Of course, we might surmise that Dairyland properly sent the notice of cancellation to Goodpaster, whereby he was not covered by insurance under state law, and thus he was guilty of a successful mail fraud. However, it was the prosecutor's duty to prove beyond a reasonable doubt that the defendant defrauded or attempted to defraud the insurance company out of the payments, and here the prosecution introduced not even a scintilla of evidence on this element of the crime. See In re Winship, 397 U.S. 358, 364, 90 S.Ct. 1068, 1072, 25 L.Ed.2d 368 (1970). If Goodpaster had been entitled to payment of his claim in a civil proceeding, surely we can set no lower standard of proof in his criminal case.
The probable fact that Goodpaster was, by law, covered by insurance shows the sorry role of the Dairyland Insurance Company throughout these proceedings. Dairyland paid the original claim, then discovered Goodpaster's falsification of the time of the accident from the hospital records. In knowing or unknowing violation of section 304.20-040, which is part of the Kentucky Insurance Code, Dairyland then represented to Goodpaster that his claim was not covered by insurance and persuaded him to enter an agreement to repay the amount they paid out on his claim. It was only after Goodpaster was unable to make these payments, because of crop failure and hospital bills, that Dairyland approached the Federal Bureau of Investigation and sought Goodpaster's prosecution for mail fraud. In short, the FBI and the office of the United States Attorney have effectively lent their services as a collection agency to collect a disputed sum to which the defendant may in fact have been entitled, and in my opinion it does not redound to their, or to Dairyland's, credit.

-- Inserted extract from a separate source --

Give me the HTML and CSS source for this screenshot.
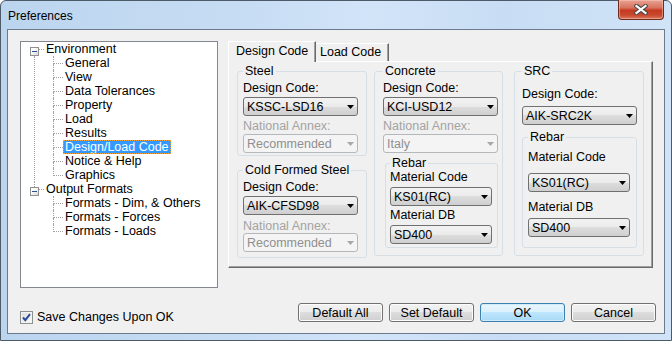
FILE: index.html
```html
<!DOCTYPE html>
<html lang="en">
<head>
    <meta charset="UTF-8">
    <meta name="viewport" content="width=device-width, initial-scale=1.0">
    <title>Preferences</title>
    <link rel="stylesheet" href="styles.css">
</head>
<body>
    <div class="window">
        <div class="titlebar">
            <span class="title">Preferences</span>
            <button class="close-btn" type="button" aria-label="Close">
                <svg width="14" height="11" viewBox="0 0 14 11">
                    <path d="M2.5 2l9 7M11.5 2l-9 7" stroke="#4a4a4a" stroke-width="4.2" stroke-linecap="square" fill="none"/>
                    <path d="M2.5 2l9 7M11.5 2l-9 7" stroke="#fff" stroke-width="2.2" stroke-linecap="square" fill="none"/>
                </svg>
            </button>
        </div>

        <div class="client">
            <div class="main">
                <div class="tree">
                    <div class="tree-node">
                        <div class="tree-row">
                            <span class="expander"><span class="stem"></span><span class="expander-box"><span class="minus"></span></span></span>
                            <span class="tree-dash"></span>
                            <span class="tree-label">Environment</span>
                        </div>
                        <div class="tree-children has-sibling">
                            <div class="tree-row"><span class="elbow"><span class="elbow-top"></span><span class="elbow-bottom"></span></span><span class="tree-label">General</span></div>
                            <div class="tree-row"><span class="elbow"><span class="elbow-top"></span><span class="elbow-bottom"></span></span><span class="tree-label">View</span></div>
                            <div class="tree-row"><span class="elbow"><span class="elbow-top"></span><span class="elbow-bottom"></span></span><span class="tree-label">Data Tolerances</span></div>
                            <div class="tree-row"><span class="elbow"><span class="elbow-top"></span><span class="elbow-bottom"></span></span><span class="tree-label">Property</span></div>
                            <div class="tree-row"><span class="elbow"><span class="elbow-top"></span><span class="elbow-bottom"></span></span><span class="tree-label">Load</span></div>
                            <div class="tree-row"><span class="elbow"><span class="elbow-top"></span><span class="elbow-bottom"></span></span><span class="tree-label">Results</span></div>
                            <div class="tree-row"><span class="elbow"><span class="elbow-top"></span><span class="elbow-bottom"></span></span><span class="tree-label selected">Design/Load Code</span></div>
                            <div class="tree-row"><span class="elbow"><span class="elbow-top"></span><span class="elbow-bottom"></span></span><span class="tree-label">Notice &amp; Help</span></div>
                            <div class="tree-row"><span class="elbow last"><span class="elbow-top"></span><span class="elbow-bottom"></span></span><span class="tree-label">Graphics</span></div>
                        </div>
                    </div>
                    <div class="tree-node">
                        <div class="tree-row">
                            <span class="expander"><span class="stem line"></span><span class="expander-box"><span class="minus"></span></span></span>
                            <span class="tree-dash"></span>
                            <span class="tree-label">Output Formats</span>
                        </div>
                        <div class="tree-children">
                            <div class="tree-row"><span class="elbow"><span class="elbow-top"></span><span class="elbow-bottom"></span></span><span class="tree-label">Formats - Dim, &amp; Others</span></div>
                            <div class="tree-row"><span class="elbow"><span class="elbow-top"></span><span class="elbow-bottom"></span></span><span class="tree-label">Formats - Forces</span></div>
                            <div class="tree-row"><span class="elbow last"><span class="elbow-top"></span><span class="elbow-bottom"></span></span><span class="tree-label">Formats - Loads</span></div>
                        </div>
                    </div>
                </div>

                <div class="tabs">
                    <div class="tab-strip">
                        <div class="tab active">Design Code</div>
                        <div class="tab">Load Code</div>
                    </div>
                    <div class="tab-panel">
                        <div class="col col-steel">
                            <fieldset class="group steel">
                                <legend>Steel</legend>
                                <div class="field-label">Design Code:</div>
                                <div class="combo mt2"><span>KSSC-LSD16</span><svg class="arrow" width="7" height="4" viewBox="0 0 7 4"><path d="M0 0h7L3.5 4z"/></svg></div>
                                <div class="field-label disabled mt3">National Annex:</div>
                                <div class="combo disabled mt1"><span>Recommended</span><svg class="arrow" width="7" height="4" viewBox="0 0 7 4"><path d="M0 0h7L3.5 4z"/></svg></div>
                            </fieldset>
                            <fieldset class="group cold">
                                <legend>Cold Formed Steel</legend>
                                <div class="field-label">Design Code:</div>
                                <div class="combo mt2"><span>AIK-CFSD98</span><svg class="arrow" width="7" height="4" viewBox="0 0 7 4"><path d="M0 0h7L3.5 4z"/></svg></div>
                                <div class="field-label disabled mt4">National Annex:</div>
                                <div class="combo disabled"><span>Recommended</span><svg class="arrow" width="7" height="4" viewBox="0 0 7 4"><path d="M0 0h7L3.5 4z"/></svg></div>
                            </fieldset>
                        </div>

                        <div class="col col-concrete">
                            <fieldset class="group concrete">
                                <legend>Concrete</legend>
                                <div class="field-label">Design Code:</div>
                                <div class="combo mt2"><span>KCI-USD12</span><svg class="arrow" width="7" height="4" viewBox="0 0 7 4"><path d="M0 0h7L3.5 4z"/></svg></div>
                                <div class="field-label disabled mt3">National Annex:</div>
                                <div class="combo disabled mt1"><span>Italy</span><svg class="arrow" width="7" height="4" viewBox="0 0 7 4"><path d="M0 0h7L3.5 4z"/></svg></div>
                                <fieldset class="group rebar rebar-concrete">
                                    <legend>Rebar</legend>
                                    <div class="field-label">Material Code</div>
                                    <div class="combo small mt3"><span>KS01(RC)</span><svg class="arrow" width="7" height="4" viewBox="0 0 7 4"><path d="M0 0h7L3.5 4z"/></svg></div>
                                    <div class="field-label mt2">Material DB</div>
                                    <div class="combo small mt3"><span>SD400</span><svg class="arrow" width="7" height="4" viewBox="0 0 7 4"><path d="M0 0h7L3.5 4z"/></svg></div>
                                </fieldset>
                            </fieldset>
                        </div>

                        <div class="col col-src">
                            <fieldset class="group src">
                                <legend>SRC</legend>
                                <div class="field-label">Design Code:</div>
                                <div class="combo mt5"><span>AIK-SRC2K</span><svg class="arrow" width="7" height="4" viewBox="0 0 7 4"><path d="M0 0h7L3.5 4z"/></svg></div>
                                <fieldset class="group rebar rebar-src">
                                    <legend>Rebar</legend>
                                    <div class="field-label">Material Code</div>
                                    <div class="combo small mt9"><span>KS01(RC)</span><svg class="arrow" width="7" height="4" viewBox="0 0 7 4"><path d="M0 0h7L3.5 4z"/></svg></div>
                                    <div class="field-label mt8">Material DB</div>
                                    <div class="combo small mt4"><span>SD400</span><svg class="arrow" width="7" height="4" viewBox="0 0 7 4"><path d="M0 0h7L3.5 4z"/></svg></div>
                                </fieldset>
                            </fieldset>
                        </div>
                    </div>
                </div>
            </div>

            <div class="footer">
                <label class="check">
                    <span class="check-box">
                        <svg width="11" height="11" viewBox="0 0 11 11"><path d="M2 5.5l2.3 2.6L9 2.2" stroke="#2b4a9a" stroke-width="2" fill="none"/></svg>
                    </span>
                    Save Changes Upon OK
                </label>
                <div class="buttons">
                    <button type="button" class="btn">Default All</button>
                    <button type="button" class="btn">Set Default</button>
                    <button type="button" class="btn default">OK</button>
                    <button type="button" class="btn">Cancel</button>
                </div>
            </div>
        </div>
    </div>
</body>
</html>
```

FILE: styles.css
```css
* {
    margin: 0;
    padding: 0;
    box-sizing: border-box;
}

body {
    background-color: #ffffff;
    font-family: 'Liberation Sans', Arial, sans-serif;
    font-size: 12px;
    color: #000;
}

.window {
    width: 672px;
    height: 341px;
    border: 1px solid #4d5a68;
    border-radius: 6px 6px 0 0;
    background: linear-gradient(90deg, #bcd5ef 0%, #c6dcf3 35%, #d2e4f8 55%, #c8ddf4 75%, #d0e3f7 100%);
    padding: 0 6px 6px 6px;
    display: flex;
    flex-direction: column;
}

.titlebar {
    height: 28px;
    display: flex;
    align-items: flex-start;
    justify-content: space-between;
}

.title {
    padding: 8px 0 0 1px;
    line-height: 14px;
    color: #000;
}

.close-btn {
    width: 46px;
    height: 20px;
    margin-top: -1px;
    margin-right: 1px;
    border: 1px solid #6e2a1f;
    border-top: none;
    border-radius: 0 0 4px 4px;
    background: linear-gradient(#e7a293 0%, #d8745f 40%, #c4391f 55%, #c84a30 80%, #dc7a5c 100%);
    box-shadow: inset 0 0 0 1px rgba(255, 210, 200, 0.45);
    display: flex;
    align-items: center;
    justify-content: center;
}

.client {
    flex: 1;
    border: 1px solid #6b7a8c;
    background-color: #f0f0f0;
    padding: 11px 11px 0 12px;
    display: flex;
    flex-direction: column;
    font-size: 12.5px;
}

.main {
    display: flex;
    align-items: flex-start;
    gap: 10px;
}

/* tree */

.tree {
    width: 198px;
    height: 247px;
    background-color: #fff;
    border: 1px solid #828790;
    padding-left: 9px;
}

.tree-row {
    display: flex;
    height: 14px;
    line-height: 14px;
    white-space: nowrap;
}

.expander {
    width: 9px;
    display: flex;
    flex-direction: column;
}

.stem {
    height: 5px;
    margin-left: 4px;
}

.stem.line {
    border-left: 1px dotted #a0a0a0;
}

.expander-box {
    width: 9px;
    height: 9px;
    border: 1px solid #919191;
    background: linear-gradient(135deg, #ffffff 30%, #d8d8d8 100%);
    display: flex;
    align-items: center;
    justify-content: center;
}

.minus {
    width: 5px;
    height: 1px;
    background-color: #2c4f94;
}

.tree-dash {
    width: 5px;
    height: 8px;
    border-bottom: 1px dotted #a0a0a0;
}

.tree-label {
    padding: 0 2px;
}

.tree-label.selected {
    background-color: #3399ff;
    color: #fff;
    outline: 1px dotted #f2a23c;
    outline-offset: -1px;
}

.tree-children {
    margin-left: 4px;
    padding-left: 19px;
}

.tree-children.has-sibling {
    border-left: 1px dotted #a0a0a0;
    padding-left: 18px;
}

.elbow {
    width: 10px;
    display: flex;
    flex-direction: column;
}

.elbow-top {
    height: 8px;
    border-left: 1px dotted #a0a0a0;
    border-bottom: 1px dotted #a0a0a0;
}

.elbow-bottom {
    flex: 1;
    border-left: 1px dotted #a0a0a0;
}

.elbow.last .elbow-bottom {
    border-left: none;
}

/* tabs */

.tabs {
    width: 425px;
}

.tab-strip {
    display: flex;
    align-items: flex-end;
    height: 20px;
}

.tab {
    width: 73px;
    height: 18px;
    padding: 1px 0 0 4px;
    line-height: 14px;
    border-top: 1px solid #fff;
    border-right: 1px solid #696969;
    box-shadow: inset -1px 0 0 #a0a0a0;
}

.tab.active {
    position: relative;
    width: 88px;
    height: 21px;
    margin-bottom: -1px;
    padding: 2px 0 0 7px;
    border-left: 1px solid #fff;
    background-color: #f0f0f0;
}

.tab-panel {
    height: 207px;
    border: 1px solid #fff;
    border-right-color: #696969;
    border-bottom-color: #696969;
    box-shadow: inset -1px -1px 0 #a0a0a0;
    padding: 2px 0 0 8px;
    display: flex;
    align-items: flex-start;
}

.col {
    display: flex;
    flex-direction: column;
}

.col-steel {
    width: 130px;
    gap: 7px;
}

.col-concrete {
    width: 129px;
    margin-left: 7px;
}

.col-src {
    width: 130px;
    margin-left: 11px;
}

/* group boxes */

.group {
    margin: 0;
    min-width: 0;
    border: 1px solid #d5dfe5;
    border-radius: 3px;
    display: flex;
    flex-direction: column;
}

.group legend {
    padding: 0 2px;
    line-height: 14px;
}

.steel {
    padding: 3px 8px 2px 5px;
}

.cold {
    padding: 3px 8px 5px 5px;
}

.concrete {
    padding: 3px 4px 7px 8px;
}

.src {
    padding: 9px 6px 7px 7px;
}

.rebar-concrete {
    margin: 3px 0 0 2px;
    padding: 0 5px 3px 4px;
}

.rebar-src {
    margin-top: 5px;
    padding: 6px 5px 10px 5px;
}

.field-label {
    line-height: 14px;
    white-space: nowrap;
}

.field-label.disabled {
    color: #a3a3a3;
}

/* combo boxes */

.combo {
    width: 115px;
    height: 19px;
    border: 1px solid #707070;
    border-radius: 3px;
    background: linear-gradient(#f2f2f2 0%, #ebebeb 50%, #dddddd 50%, #cfcfcf 100%);
    padding: 0 3px 0 3px;
    display: flex;
    align-items: center;
    justify-content: space-between;
    line-height: 14px;
}

.combo.small {
    width: 102px;
}

.combo .arrow {
    fill: #000;
}

.combo.disabled {
    border-color: #b5b8ba;
    background: #f4f4f4;
    color: #8f8f8f;
}

.combo.disabled .arrow {
    fill: #a8a8a8;
}

.mt1 { margin-top: 1px; }
.mt2 { margin-top: 2px; }
.mt3 { margin-top: 3px; }
.mt4 { margin-top: 4px; }
.mt5 { margin-top: 5px; }
.mt8 { margin-top: 8px; }
.mt9 { margin-top: 9px; }

/* footer */

.footer {
    display: flex;
    align-items: flex-start;
    margin-top: 15px;
    margin-right: -3px;
}

.check {
    display: flex;
    align-items: center;
    gap: 4px;
    margin-top: 7px;
    line-height: 14px;
}

.check-box {
    width: 13px;
    height: 13px;
    border: 1px solid #8e8f8f;
    background: linear-gradient(135deg, #dcdcdc 0%, #fbfbfb 100%);
    box-shadow: inset 0 0 0 1px #f4f4f4;
    display: flex;
    align-items: center;
    justify-content: center;
}

.buttons {
    margin-left: auto;
    display: flex;
    gap: 6px;
}

.btn {
    width: 85px;
    height: 19px;
    border: 1px solid #707070;
    border-radius: 3px;
    background: linear-gradient(#f2f2f2 0%, #ebebeb 50%, #dddddd 50%, #cfcfcf 100%);
    box-shadow: inset 0 0 0 1px #fcfcfc;
    font-family: inherit;
    font-size: 12.5px;
    color: #000;
}

.btn.default {
    border-color: #3c7fb1;
    background: linear-gradient(#eaf6fd 0%, #d9f0fc 50%, #bee6fd 50%, #a7d9f5 100%);
    box-shadow: inset 0 0 0 1px #d0ecfb;
}
```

The district judge refused to order Goodpaster to repay the insurance payments, saying Dairyland must bring a separate action for repayment. When Dairyland brings such an action, it will undoubtedly rely on Goodpaster's agreement as an enforceable accord and satisfaction. If in fact Goodpaster's insurance was still in effect because of Dairyland's failure to comply with section 304.20-040, then I do not believe the agreement is an enforceable accord and satisfaction. Goodpaster was an acknowledged illiterate with little legal knowledge, while Dairyland is a member of a highly regulated industry trying to avoid responsibility for its dereliction. In such a case, the agreement should be unenforceable as an unconscionable contract. See, e.g., Restatement (Second) of Contracts § 208 (1981).
I express no opinion on whether the actions of Dairyland — disseminating false statements of the law on its insurance policies and invoking those statements and the aid of federal law enforcement personnel to obtain repayment of insurance proceeds from an illiterate client who was entitled to those proceeds — may be an appropriate basis for a mail fraud prosecution.